All of the data that follows should be retyped exactly, please, except the pictures.

____ DATASET

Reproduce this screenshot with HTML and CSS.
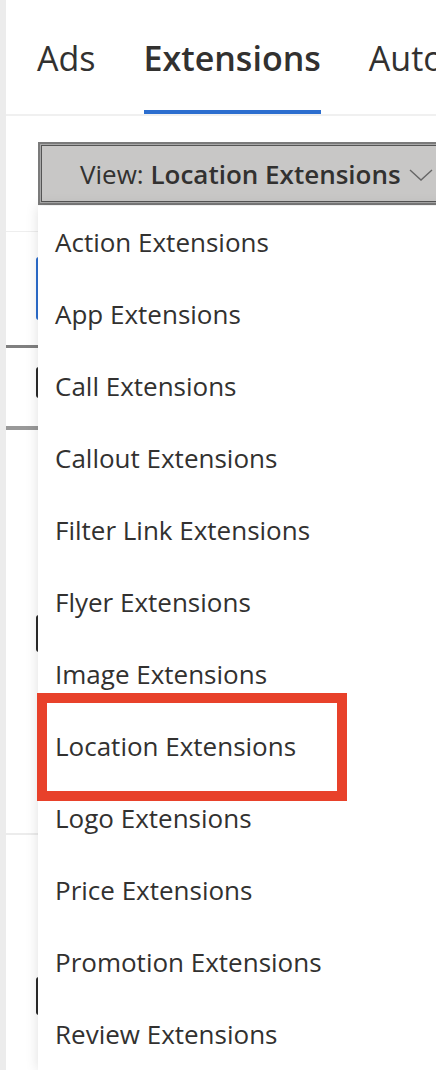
FILE: index.html
```html
<!DOCTYPE html>
<html lang="en">
<head>
<meta charset="utf-8">
<title>Extensions</title>
<link rel="stylesheet" href="styles.css">
</head>
<body>
<div class="page">
  <nav class="tabs">
    <span class="tab">Ads</span>
    <span class="tab active">Extensions</span>
    <span class="tab">Auto</span>
  </nav>
  <div class="toolbar">
    <div class="view-btn">
      <span class="view-label">View:&nbsp;<b>Location Extensions</b></span>
      <svg class="chev" width="24" height="12" viewBox="0 0 24 12"><path d="M1 1 L12 11 L23 1" fill="none" stroke="#666" stroke-width="1.4"/></svg>
    </div>
  </div>
  <div class="bg-row r1"><div class="bar blue b1"></div></div>
  <div class="bg-row r2"><div class="bar b2"></div></div>
  <div class="bg-row r3"><div class="bar b3"></div></div>
  <div class="bg-row r4"><div class="bar b4"></div></div>

  <ul class="menu">
    <li>Action Extensions</li>
    <li>App Extensions</li>
    <li>Call Extensions</li>
    <li>Callout Extensions</li>
    <li>Filter Link Extensions</li>
    <li>Flyer Extensions</li>
    <li>Image Extensions</li>
    <li class="selected">Location Extensions<span class="highlight"></span></li>
    <li>Logo Extensions</li>
    <li>Price Extensions</li>
    <li>Promotion Extensions</li>
    <li>Review Extensions</li>
  </ul>
</div>
</body>
</html>
```
FILE: styles.css
```css
html, body {
  margin: 0;
  padding: 0;
  background: #fff;
}
body {
  font-family: "Open Sans", "Noto Sans", sans-serif;
  color: #323130;
  overflow: hidden;
}
.page {
  position: relative;
  border-left: 6px solid #ececec;
  height: 1070px;
  box-sizing: border-box;
  overflow: hidden;
}
.tabs {
  display: flex;
  gap: 48px;
  padding-left: 31px;
  height: 114px;
  border-bottom: 2px solid #f0f0f0;
  white-space: nowrap;
}
.tab {
  height: 114px;
  box-sizing: border-box;
  padding-top: 6px;
  border-bottom: 4px solid transparent;
  display: flex;
  align-items: center;
  font-size: 34px;
  color: #323130;
}
.tab.active {
  font-weight: 600;
  border-bottom-color: #2c6ecf;
}
.toolbar {
  height: 116px;
  box-sizing: border-box;
  padding-top: 26px;
  padding-left: 32px;
  border-bottom: 1px solid #eeeeee;
}
.view-btn {
  display: flex;
  align-items: center;
  height: 63px;
  width: 440px;
  box-sizing: border-box;
  background: #c8c7c6;
  border: 2px solid #7b7b7b;
  box-shadow: inset 0 0 0 1px #a9a9a9, inset 0 0 0 2px #555;
  padding-left: 40px;
  font-size: 26px;
  white-space: nowrap;
}
.view-label b {
  font-weight: 600;
}
.chev {
  margin-left: 8px;
  margin-top: 2px;
  flex: none;
}
.bg-row {
  box-sizing: border-box;
}
.r1 { height: 116px; border-bottom: 3px solid #808080; padding-top: 25px; }
.r2 { height: 82px; border-bottom: 4px solid #999; padding-top: 19px; }
.r3 { height: 405px; border-bottom: 2px solid #ececec; padding-top: 185px; }
.r4 { height: 240px; padding-top: 142px; }
.bar {
  margin-left: 30px;
  width: 10px;
  background: #2b2b2b;
  border-radius: 3px 0 0 3px;
}
.bar.blue { background: #2c6ecf; }
.b1 { height: 63px; }
.b2 { height: 31px; }
.b3 { height: 37px; }
.b4 { height: 38px; }

.menu {
  position: absolute;
  top: 206px;
  left: 32px;
  width: 420px;
  margin: 0;
  padding: 0;
  list-style: none;
  background: #fff;
  box-shadow: 0 0 12px rgba(0, 0, 0, 0.13);
}
.menu li {
  position: relative;
  height: 72px;
  display: flex;
  align-items: center;
  padding-left: 17px;
  font-size: 26px;
  white-space: nowrap;
}
.highlight {
  position: absolute;
  top: -17px;
  left: -1px;
  width: 310px;
  height: 108px;
  box-sizing: border-box;
  border: 10px solid #e8412a;
}
```
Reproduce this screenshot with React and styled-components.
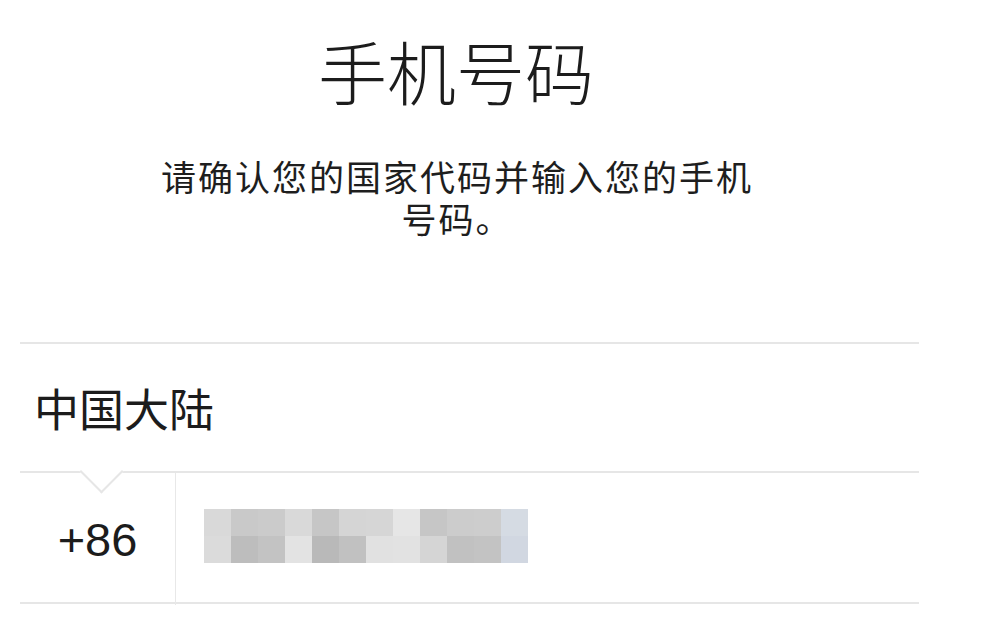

________

THE RESPONSE —
Reproduce this screenshot with HTML and CSS.
FILE: index.html
```html
<!DOCTYPE html>
<html lang="en">
<head>
<meta charset="utf-8">
<title>Extensions</title>
<link rel="stylesheet" href="styles.css">
</head>
<body>
<div class="page">
  <nav class="tabs">
    <span class="tab">Ads</span>
    <span class="tab active">Extensions</span>
    <span class="tab">Auto</span>
  </nav>
  <div class="toolbar">
    <div class="view-btn">
      <span class="view-label">View:&nbsp;<b>Location Extensions</b></span>
      <svg class="chev" width="24" height="12" viewBox="0 0 24 12"><path d="M1 1 L12 11 L23 1" fill="none" stroke="#666" stroke-width="1.4"/></svg>
    </div>
  </div>
  <div class="bg-row r1"><div class="bar blue b1"></div></div>
  <div class="bg-row r2"><div class="bar b2"></div></div>
  <div class="bg-row r3"><div class="bar b3"></div></div>
  <div class="bg-row r4"><div class="bar b4"></div></div>

  <ul class="menu">
    <li>Action Extensions</li>
    <li>App Extensions</li>
    <li>Call Extensions</li>
    <li>Callout Extensions</li>
    <li>Filter Link Extensions</li>
    <li>Flyer Extensions</li>
    <li>Image Extensions</li>
    <li class="selected">Location Extensions<span class="highlight"></span></li>
    <li>Logo Extensions</li>
    <li>Price Extensions</li>
    <li>Promotion Extensions</li>
    <li>Review Extensions</li>
  </ul>
</div>
</body>
</html>
```
FILE: styles.css
```css
html, body {
  margin: 0;
  padding: 0;
  background: #fff;
}
body {
  font-family: "Open Sans", "Noto Sans", sans-serif;
  color: #323130;
  overflow: hidden;
}
.page {
  position: relative;
  border-left: 6px solid #ececec;
  height: 1070px;
  box-sizing: border-box;
  overflow: hidden;
}
.tabs {
  display: flex;
  gap: 48px;
  padding-left: 31px;
  height: 114px;
  border-bottom: 2px solid #f0f0f0;
  white-space: nowrap;
}
.tab {
  height: 114px;
  box-sizing: border-box;
  padding-top: 6px;
  border-bottom: 4px solid transparent;
  display: flex;
  align-items: center;
  font-size: 34px;
  color: #323130;
}
.tab.active {
  font-weight: 600;
  border-bottom-color: #2c6ecf;
}
.toolbar {
  height: 116px;
  box-sizing: border-box;
  padding-top: 26px;
  padding-left: 32px;
  border-bottom: 1px solid #eeeeee;
}
.view-btn {
  display: flex;
  align-items: center;
  height: 63px;
  width: 440px;
  box-sizing: border-box;
  background: #c8c7c6;
  border: 2px solid #7b7b7b;
  box-shadow: inset 0 0 0 1px #a9a9a9, inset 0 0 0 2px #555;
  padding-left: 40px;
  font-size: 26px;
  white-space: nowrap;
}
.view-label b {
  font-weight: 600;
}
.chev {
  margin-left: 8px;
  margin-top: 2px;
  flex: none;
}
.bg-row {
  box-sizing: border-box;
}
.r1 { height: 116px; border-bottom: 3px solid #808080; padding-top: 25px; }
.r2 { height: 82px; border-bottom: 4px solid #999; padding-top: 19px; }
.r3 { height: 405px; border-bottom: 2px solid #ececec; padding-top: 185px; }
.r4 { height: 240px; padding-top: 142px; }
.bar {
  margin-left: 30px;
  width: 10px;
  background: #2b2b2b;
  border-radius: 3px 0 0 3px;
}
.bar.blue { background: #2c6ecf; }
.b1 { height: 63px; }
.b2 { height: 31px; }
.b3 { height: 37px; }
.b4 { height: 38px; }

.menu {
  position: absolute;
  top: 206px;
  left: 32px;
  width: 420px;
  margin: 0;
  padding: 0;
  list-style: none;
  background: #fff;
  box-shadow: 0 0 12px rgba(0, 0, 0, 0.13);
}
.menu li {
  position: relative;
  height: 72px;
  display: flex;
  align-items: center;
  padding-left: 17px;
  font-size: 26px;
  white-space: nowrap;
}
.highlight {
  position: absolute;
  top: -17px;
  left: -1px;
  width: 310px;
  height: 108px;
  box-sizing: border-box;
  border: 10px solid #e8412a;
}
```
Reproduce this screenshot with React and styled-components.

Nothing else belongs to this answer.